Front-end source files
○ ○ ○

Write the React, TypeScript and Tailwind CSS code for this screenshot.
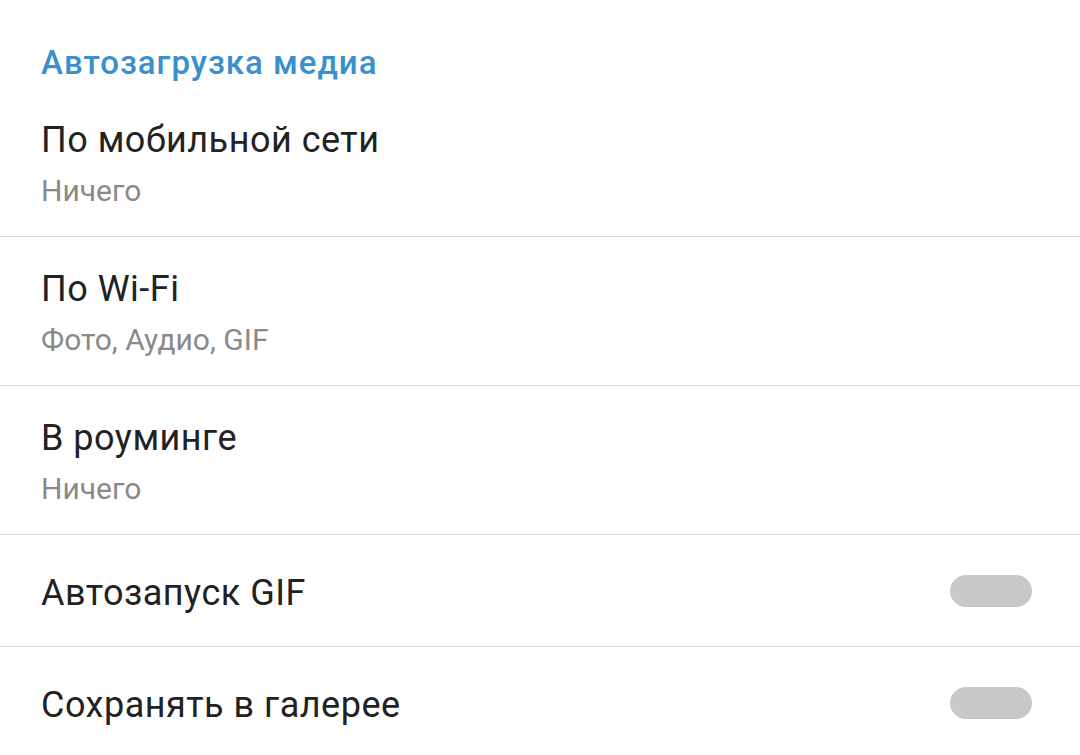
import React from 'react'

interface ChoiceRowProps {
  title: string
  value: string
}

function ChoiceRow({ title, value }: ChoiceRowProps) {
  return (
    <div className="flex flex-col px-[41px] pt-[31px] pb-[28px] border-b border-[#dadada]">
      <span className="text-[36px] leading-[42px] tracking-[0.5px] text-[#222222]">{title}</span>
      <span className="mt-[13px] text-[30px] leading-[34px] text-[#8a8a8a]">{value}</span>
    </div>
  )
}

function ToggleRow({ title }: { title: string }) {
  return (
    <div className="flex items-start justify-between pl-[41px] pr-[48px] pt-[37px] pb-[32px] border-b border-[#dadada]">
      <span className="text-[36px] leading-[42px] tracking-[0.5px] text-[#222222]">{title}</span>
      <span className="self-center mt-[-4px] w-[82px] h-[32px] rounded-full bg-[#c8c8c8]" />
    </div>
  )
}

export default function App() {
  return (
    <div
      className="w-[1080px] h-[755px] overflow-hidden bg-white"
      style={{ fontFamily: 'Roboto, "Noto Sans", sans-serif' }}
    >
      <div className="px-[41px] pt-[44px] pb-[6px]">
        <h2 className="text-[33px] leading-[38px] font-medium tracking-[1px] text-[#3a8fcd]">
          Автозагрузка медиа
        </h2>
      </div>
      <ChoiceRow title="По мобильной сети" value="Ничего" />
      <ChoiceRow title="По Wi-Fi" value="Фото, Аудио, GIF" />
      <ChoiceRow title="В роуминге" value="Ничего" />
      <ToggleRow title="Автозапуск GIF" />
      <ToggleRow title="Сохранять в галерее" />
    </div>
  )
}
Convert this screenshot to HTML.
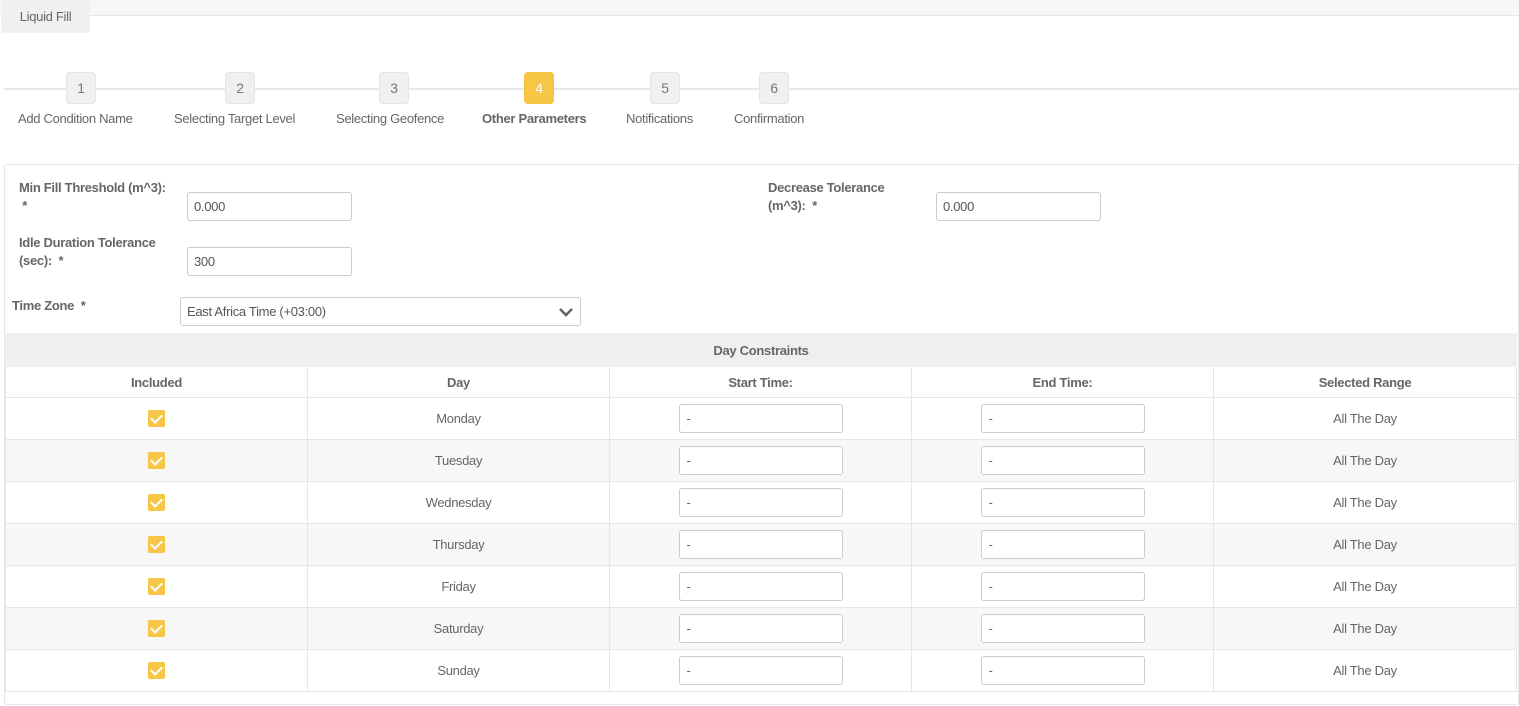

○ ○ ○

◆ **Do this**
Return all the entries word for word, but omit any pictures they contain.

◆ **Task answer**
Write the React, TypeScript and Tailwind CSS code for this screenshot.
import React from 'react'

interface ChoiceRowProps {
  title: string
  value: string
}

function ChoiceRow({ title, value }: ChoiceRowProps) {
  return (
    <div className="flex flex-col px-[41px] pt-[31px] pb-[28px] border-b border-[#dadada]">
      <span className="text-[36px] leading-[42px] tracking-[0.5px] text-[#222222]">{title}</span>
      <span className="mt-[13px] text-[30px] leading-[34px] text-[#8a8a8a]">{value}</span>
    </div>
  )
}

function ToggleRow({ title }: { title: string }) {
  return (
    <div className="flex items-start justify-between pl-[41px] pr-[48px] pt-[37px] pb-[32px] border-b border-[#dadada]">
      <span className="text-[36px] leading-[42px] tracking-[0.5px] text-[#222222]">{title}</span>
      <span className="self-center mt-[-4px] w-[82px] h-[32px] rounded-full bg-[#c8c8c8]" />
    </div>
  )
}

export default function App() {
  return (
    <div
      className="w-[1080px] h-[755px] overflow-hidden bg-white"
      style={{ fontFamily: 'Roboto, "Noto Sans", sans-serif' }}
    >
      <div className="px-[41px] pt-[44px] pb-[6px]">
        <h2 className="text-[33px] leading-[38px] font-medium tracking-[1px] text-[#3a8fcd]">
          Автозагрузка медиа
        </h2>
      </div>
      <ChoiceRow title="По мобильной сети" value="Ничего" />
      <ChoiceRow title="По Wi-Fi" value="Фото, Аудио, GIF" />
      <ChoiceRow title="В роуминге" value="Ничего" />
      <ToggleRow title="Автозапуск GIF" />
      <ToggleRow title="Сохранять в галерее" />
    </div>
  )
}
Convert this screenshot to HTML.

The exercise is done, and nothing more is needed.